▶ [DATA BLOCK]
** Begin **

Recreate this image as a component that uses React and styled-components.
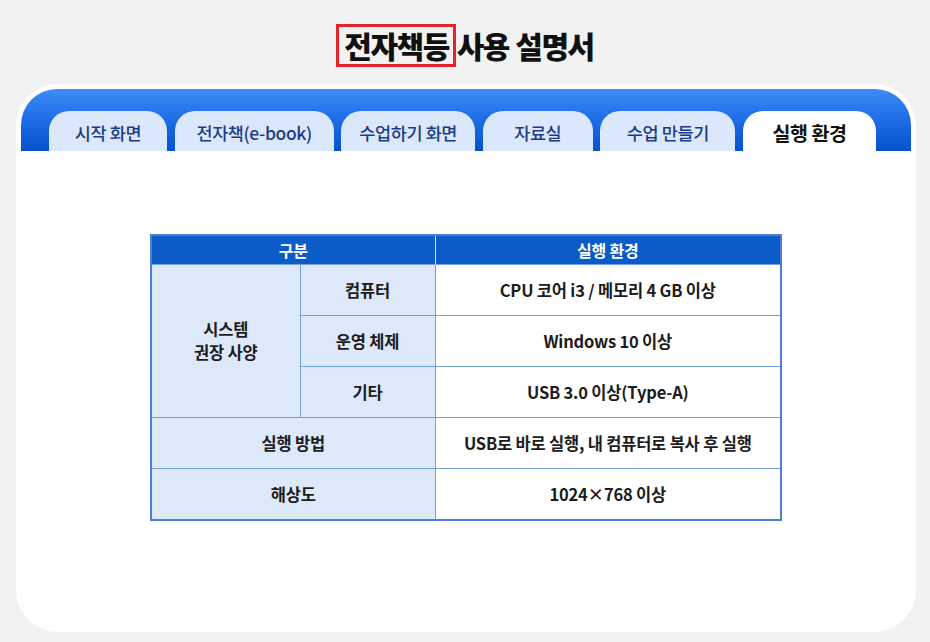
import React from 'react';
import styled, { createGlobalStyle } from 'styled-components';

const tabs = [
  { label: '시작 화면', w: 118 },
  { label: '전자책(e-book)', w: 159 },
  { label: '수업하기 화면', w: 134 },
  { label: '자료실', w: 110 },
  { label: '수업 만들기', w: 135 },
  { label: '실행 환경', w: 133, active: true },
];

const App = () => {
  return (
    <>
      <GlobalStyle />
      <Page>
        <TitleRow>
          <Highlight>전자책등</Highlight>
          <TitleRest>사용 설명서</TitleRest>
        </TitleRow>
        <Card>
          <TabBar>
            {tabs.map((t) => (
              <Tab key={t.label} $w={t.w} $active={t.active}>
                {t.label}
              </Tab>
            ))}
          </TabBar>
          <Body>
            <SpecTable>
              <colgroup>
                <col style={{ width: 149 }} />
                <col style={{ width: 135 }} />
                <col />
              </colgroup>
              <thead>
                <tr>
                  <HeadCell colSpan={2}>구분</HeadCell>
                  <HeadCell>실행 환경</HeadCell>
                </tr>
              </thead>
              <tbody>
                <tr>
                  <LabelCell rowSpan={3}>
                    <Line>시스템</Line>
                    <Line>권장 사양</Line>
                  </LabelCell>
                  <LabelCell>컴퓨터</LabelCell>
                  <ValueCell>CPU 코어 i3 / 메모리 4 GB 이상</ValueCell>
                </tr>
                <tr>
                  <LabelCell>운영 체제</LabelCell>
                  <ValueCell>Windows 10 이상</ValueCell>
                </tr>
                <tr>
                  <LabelCell>기타</LabelCell>
                  <ValueCell>USB 3.0 이상(Type-A)</ValueCell>
                </tr>
                <tr>
                  <LabelCell colSpan={2}>실행 방법</LabelCell>
                  <ValueCell>USB로 바로 실행, 내 컴퓨터로 복사 후 실행</ValueCell>
                </tr>
                <tr>
                  <LabelCell colSpan={2}>해상도</LabelCell>
                  <ValueCell>1024×768 이상</ValueCell>
                </tr>
              </tbody>
            </SpecTable>
          </Body>
        </Card>
      </Page>
    </>
  );
};

export default App;

const GlobalStyle = createGlobalStyle`
  body {
    margin: 0;
    background: #f2f2f2;
    font-family: "Noto Sans CJK KR", "Noto Sans", sans-serif;
  }
`;

const Page = styled.div`
  width: 930px;
  height: 642px;
  padding-top: 24px;
  box-sizing: border-box;
  overflow: hidden;
`;

const TitleRow = styled.h1`
  margin: 0;
  height: 43px;
  display: flex;
  justify-content: center;
  align-items: center;
  gap: 1px;
  font-size: 30px;
  font-weight: 900;
  letter-spacing: -1.5px;
  color: #111;
`;

const Highlight = styled.span`
  display: flex;
  align-items: center;
  height: 43px;
  padding: 0 4px 2px 5px;
  box-sizing: border-box;
  border: 3px solid #e3222b;
`;

const TitleRest = styled.span`
  padding-bottom: 2px;
  word-spacing: 1px;
`;

const Card = styled.div`
  margin: 17px 14px 0 16px;
  height: 548px;
  background: #fff;
  border-radius: 42px;
  padding: 5px 5px 0;
  box-sizing: border-box;
`;

const TabBar = styled.div`
  height: 62px;
  border-radius: 36px 36px 0 0;
  background: linear-gradient(180deg, #3d8cf6 0%, #1e6ce6 50%, #0552cc 100%);
  display: flex;
  align-items: flex-end;
  gap: 7.6px;
  padding-left: 28px;
`;

const Tab = styled.div`
  width: ${(p) => p.$w}px;
  height: 40px;
  flex-shrink: 0;
  border-radius: 20px 20px 0 0;
  background: ${(p) => (p.$active ? '#ffffff' : '#dbe8fc')};
  color: ${(p) => (p.$active ? '#111' : '#1b3b88')};
  font-size: ${(p) => (p.$active ? '19.5px' : '17.5px')};
  font-weight: ${(p) => (p.$active ? 700 : 500)};
  display: flex;
  align-items: center;
  justify-content: center;
  letter-spacing: -0.4px;
  padding-top: 3px;
  box-sizing: border-box;
`;

const Body = styled.div`
  display: flex;
  justify-content: center;
  padding-top: 83px;
`;

const SpecTable = styled.table`
  width: 632px;
  border-collapse: collapse;
  table-layout: fixed;
  border: 2px solid #4c7fd0;
  font-size: 16.5px;
  font-weight: 700;
  color: #1c1c1c;
  letter-spacing: -0.2px;
`;

const HeadCell = styled.th`
  height: 28px;
  padding: 0;
  background: #0b5cc6;
  color: #fff;
  font-weight: 700;
  font-size: 16px;
  border-left: 1px solid #d8e4f6;
  &:first-child {
    border-left: none;
  }
`;

const LabelCell = styled.td`
  height: 50px;
  padding: 0;
  text-align: center;
  background: #dde9fa;
  border: 1px solid #73a0e0;
`;

const Line = styled.div`
  line-height: 23px;
`;

const ValueCell = styled.td`
  height: 50px;
  padding: 0;
  text-align: center;
  background: #fff;
  border: 1px solid #73a0e0;
`;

** End **

▶ [EXERCISE REQUIREMENTS] Copy out the lines that hold "components".

▶ [FULL OUTPUT]
Recreate this image as a component that uses React and styled-components.
import styled, { createGlobalStyle } from 'styled-components';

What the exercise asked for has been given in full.